Fourth, remember the workplace setting.

Marketplace chaplaincy happens in visible places. Conversations are often brief. Walls may be thin. Coworkers may be nearby. You may not have a private office. So part of confidentiality is practical wisdom.

Lower your voice.

Do not ask exposing questions in public.

Do not follow people into emotionally loaded conversation if the setting is not safe.

Sometimes the most respectful thing you can say is, “This matters. Is there a better time or place to continue?”

Fifth, keep your notes and follow-up wise.

If the workplace structure allows chaplain documentation, keep it minimal, respectful, and policy-aligned. Do not write dramatic details. Do not create records you would be ashamed for someone to read. And if you are not supposed to document private care conversations, then do not invent your own system.

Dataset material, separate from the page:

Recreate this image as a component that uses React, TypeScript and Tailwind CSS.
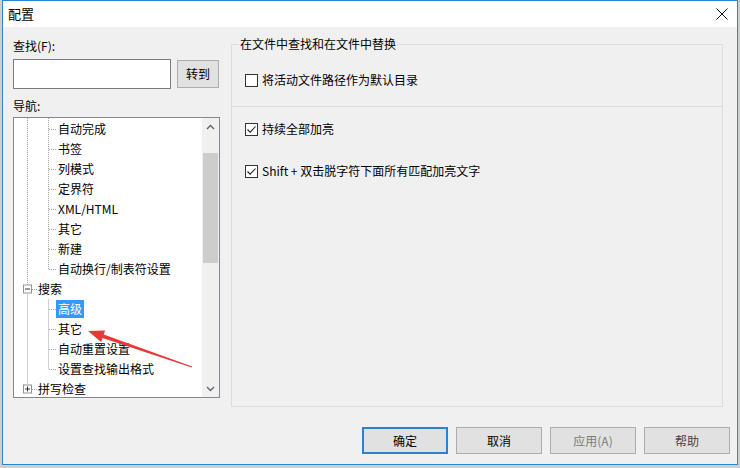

As chaplains, we care for embodied souls. Work touches the whole person—mind, body, emotions, relationships, conscience, and spirit. That is why privacy matters so much. When people feel exposed, they close down. When they feel safe, they often become more honest.

Here is the simple rule:

Protect dignity.
Tell the truth about limits.
Do not gossip.
Do not overpromise.
Do not carry danger alone.

A trustworthy chaplain is not the person who keeps every secret.

A trustworthy chaplain is the person who handles private pain with wisdom, restraint, honesty, and care.

And in the marketplace, that kind of steady trust is precious.